* **WORK REQUIRED**
Show only lines that include "index".

* **MATERIAL PROVIDED**
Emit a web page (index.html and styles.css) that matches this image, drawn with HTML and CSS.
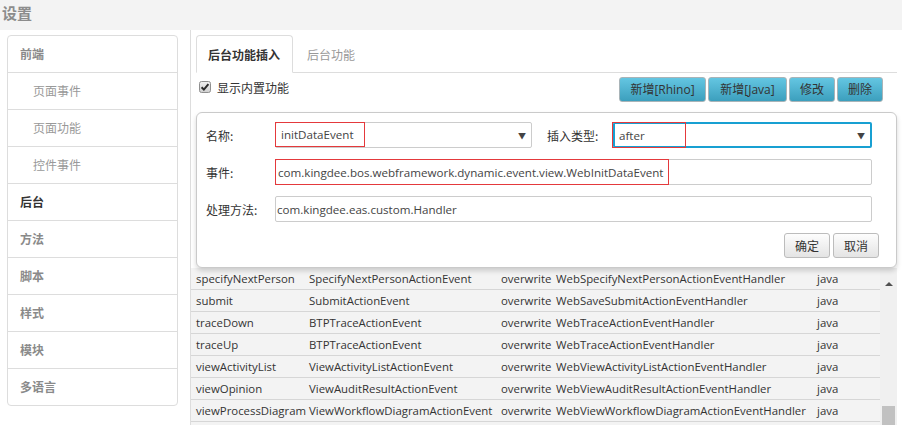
FILE: index.html
```html
<!DOCTYPE html>
<html lang="zh-CN">
<head>
<meta charset="utf-8">
<title>设置</title>
<link rel="stylesheet" href="styles.css">
</head>
<body>
<div class="app">
  <header class="topbar"><h1>设置</h1></header>
  <div class="body">
    <aside class="side">
      <ul class="menu">
        <li class="grp">前端</li>
        <li class="sub">页面事件</li>
        <li class="sub">页面功能</li>
        <li class="sub">控件事件</li>
        <li class="grp active">后台</li>
        <li class="grp">方法</li>
        <li class="grp">脚本</li>
        <li class="grp">样式</li>
        <li class="grp">模块</li>
        <li class="grp">多语言</li>
      </ul>
    </aside>
    <main class="main">
      <div class="tabs">
        <div class="tab active">后台功能插入</div>
        <div class="tab">后台功能</div>
      </div>
      <div class="toolbar">
        <label class="chk">
          <svg class="chkbox" width="12" height="12" viewBox="0 0 12 12">
            <defs><linearGradient id="cg" x1="0" y1="0" x2="0" y2="1"><stop offset="0" stop-color="#f0f0f0"/><stop offset="1" stop-color="#cfcfcf"/></linearGradient></defs>
            <rect x="0.5" y="0.5" width="11" height="11" rx="2" fill="url(#cg)" stroke="#8f8f8f"/>
            <path d="M2.6 6.2 L4.9 8.6 L9.4 3.2" fill="none" stroke="#2a2a2a" stroke-width="2"/>
          </svg>
          <span>显示内置功能</span>
        </label>
        <div class="btns">
          <button class="btn-blue w-rhino">新增[Rhino]</button>
          <button class="btn-blue w-java">新增[Java]</button>
          <button class="btn-blue w-small">修改</button>
          <button class="btn-blue w-small">删除</button>
        </div>
      </div>
      <div class="panel">
        <div class="frow">
          <span class="lbl">名称:</span>
          <div class="select sel1"><span class="mark m1">initDataEvent</span><span class="arrow">▼</span></div>
          <span class="lbl lbl2">插入类型:</span>
          <div class="select sel2"><span class="mark m2">after</span><span class="arrow">▼</span></div>
        </div>
        <div class="frow">
          <span class="lbl">事件:</span>
          <div class="input"><span class="mark m3">com.kingdee.bos.webframework.dynamic.event.view.WebInitDataEvent</span></div>
        </div>
        <div class="frow">
          <span class="lbl">处理方法:</span>
          <div class="input"><span class="val">com.kingdee.eas.custom.Handler</span></div>
        </div>
        <div class="frow actions">
          <button class="btn-grey">确定</button>
          <button class="btn-grey">取消</button>
        </div>
      </div>
      <div class="grid">
        <div class="rows">
          <div class="row"><span>specifyNextPerson</span><span>SpecifyNextPersonActionEvent</span><span>overwrite</span><span>WebSpecifyNextPersonActionEventHandler</span><span>java</span></div>
          <div class="row"><span>submit</span><span>SubmitActionEvent</span><span>overwrite</span><span>WebSaveSubmitActionEventHandler</span><span>java</span></div>
          <div class="row"><span>traceDown</span><span>BTPTraceActionEvent</span><span>overwrite</span><span>WebTraceActionEventHandler</span><span>java</span></div>
          <div class="row"><span>traceUp</span><span>BTPTraceActionEvent</span><span>overwrite</span><span>WebTraceActionEventHandler</span><span>java</span></div>
          <div class="row"><span>viewActivityList</span><span>ViewActivityListActionEvent</span><span>overwrite</span><span>WebViewActivityListActionEventHandler</span><span>java</span></div>
          <div class="row"><span>viewOpinion</span><span>ViewAuditResultActionEvent</span><span>overwrite</span><span>WebViewAuditResultActionEventHandler</span><span>java</span></div>
          <div class="row"><span>viewProcessDiagram</span><span>ViewWorkflowDiagramActionEvent</span><span>overwrite</span><span>WebViewWorkflowDiagramActionEventHandler</span><span>java</span></div>
          <div class="row"><span></span><span></span><span></span><span></span><span></span></div>
        </div>
        <div class="scroll">
          <span class="up"></span>
          <span class="thumb"></span>
        </div>
      </div>
    </main>
  </div>
</div>
</body>
</html>
```

FILE: styles.css
```css
* { box-sizing: border-box; }
html, body { margin: 0; padding: 0; }
body {
  font-family: "Open Sans", "Noto Sans CJK SC", sans-serif;
  font-size: 12px;
  color: #333;
  background: #f3f3f3;
  overflow: hidden;
}
.app { height: 425px; display: flex; flex-direction: column; }
.topbar { height: 30px; flex: none; background: #f3f3f3; padding: 2px 0 0 2px; }
.topbar h1 {
  margin: 0;
  font-family: "Noto Sans CJK SC", sans-serif;
  font-size: 15px;
  line-height: 22px;
  font-weight: bold;
  color: #8c8c8c;
}
.body { flex: 1; display: flex; min-height: 0; }

.side { width: 191px; flex: none; background: #fff; border-right: 1px solid #ddd; padding: 5px 0 0 7px; }
.menu { list-style: none; margin: 0; padding: 0; width: 171px; border: 1px solid #ddd; border-radius: 4px; }
.menu li {
  height: 37px;
  line-height: 36px;
  border-top: 1px solid #ddd;
  padding-left: 12px;
  font-family: "Noto Sans CJK SC", sans-serif;
  font-size: 12px;
  font-weight: bold;
  color: #8a8a8a;
}
.menu li:first-child { border-top: 0; height: 36px; }
.menu li.sub { padding-left: 25px; font-weight: normal; color: #999; }
.menu li.active { color: #333; }

.main { flex: 1; min-width: 0; background: #fff; display: flex; flex-direction: column; }

.tabs { display: flex; margin: 5px 5px 0 5px; height: 38px; border-bottom: 1px solid #ddd; flex: none; }
.tab {
  height: 38px;
  padding: 2px 11px 0 11px;
  line-height: 34px;
  font-family: "Noto Sans CJK SC", sans-serif;
  font-size: 12px;
  color: #999;
  margin-left: 2px;
  border: 1px solid transparent;
}
.tab.active {
  margin-left: 0;
  width: 97px;
  color: #333;
  font-weight: bold;
  background: #fff;
  border: 1px solid #ddd;
  border-bottom-color: #fff;
  border-radius: 4px 4px 0 0;
}

.toolbar { height: 39px; flex: none; display: flex; align-items: flex-start; justify-content: space-between; padding: 4px 19px 0 8px; }
.chk { display: flex; align-items: center; gap: 6px; margin-top: 2px; height: 16px; font-family: "Noto Sans CJK SC", sans-serif; font-size: 12px; color: #333; }
.chkbox { display: block; }
.btns { display: flex; gap: 2px; }
.btn-blue {
  height: 25px;
  padding: 0;
  font-family: "Open Sans", "Noto Sans CJK SC", sans-serif;
  font-size: 12px;
  color: #333;
  border: 1px solid #a9b4b8;
  border-radius: 3px;
  background: linear-gradient(#64c6e2, #3c9fbd);
  line-height: 22px;
}
.w-rhino { width: 87px; }
.w-java { width: 79px; }
.w-small { width: 46px; }

.panel {
  position: relative;
  z-index: 2;
  margin: 0 5px;
  height: 156px;
  flex: none;
  background: #fff;
  border: 1px solid #cacaca;
  border-radius: 6px;
  box-shadow: 0 3px 5px rgba(0,0,0,0.16);
  padding: 9px 17px 0 9px;
  display: flex;
  flex-direction: column;
  gap: 11px;
}
.frow { display: flex; align-items: center; height: 26px; }
.lbl { width: 69px; flex: none; font-family: "Noto Sans CJK SC", sans-serif; font-size: 12px; color: #333; }
.lbl2 { width: 66px; margin-left: 15px; }
.select, .input {
  height: 26px;
  display: flex;
  align-items: stretch;
  border: 1px solid #ccc;
  border-radius: 2px;
  background: #fff;
  font-size: 11.6px;
  color: #444;
  white-space: nowrap;
  overflow: visible;
}
.sel1 { width: 257px; }
.sel2 { width: 259px; border: 2px solid #18a0d2; }
.input { width: 597px; }
.mark { display: flex; align-items: center; border: 1px solid #e4393c; white-space: nowrap; }
.m1 { width: 90px; margin: -1px 0 0 -1px; padding-left: 5px; }
.m2 { width: 74px; margin: -2px 0 -2px -3px; padding-left: 6px; }
.m3 { width: 394px; margin: -1px 0 -1px -1px; padding-left: 2px; }
.val { display: flex; align-items: center; padding-left: 1px; }
.arrow { margin-left: auto; display: flex; align-items: center; padding-right: 5px; font-size: 8px; color: #444; }
.actions { justify-content: flex-end; gap: 3px; height: 25px; }
.btn-grey {
  width: 46px;
  height: 25px;
  padding: 0;
  font-family: "Noto Sans CJK SC", sans-serif;
  font-size: 12px;
  color: #333;
  border: 1px solid #bcbcbc;
  border-radius: 3px;
  background: linear-gradient(#fdfdfd, #e4e4e4);
}

.grid { flex: 1; min-height: 0; display: flex; margin-right: 5px; background: #f3f3f3; overflow: hidden; }
.rows { flex: 1; }
.row {
  display: grid;
  grid-template-columns: 113px 192px 55px 261px 63px;
  padding-left: 5px;
  height: 22px;
  line-height: 21px;
  border-bottom: 1px solid #d6d6d6;
  white-space: nowrap;
  font-size: 11.4px;
  color: #333;
}
.row span { overflow: visible; }
.scroll { width: 17px; flex: none; background: #f0f0f0; display: flex; flex-direction: column; align-items: center; }
.up { margin-top: 14px; width: 0; height: 0; border-left: 4px solid transparent; border-right: 4px solid transparent; border-bottom: 4px solid #505050; }
.thumb { margin-top: 120px; width: 13px; height: 40px; background: #c1c1c1; }
```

* **CORRECT OUTPUT**
Emit a web page (index.html and styles.css) that matches this image, drawn with HTML and CSS.
FILE: index.html
  z-index: 2;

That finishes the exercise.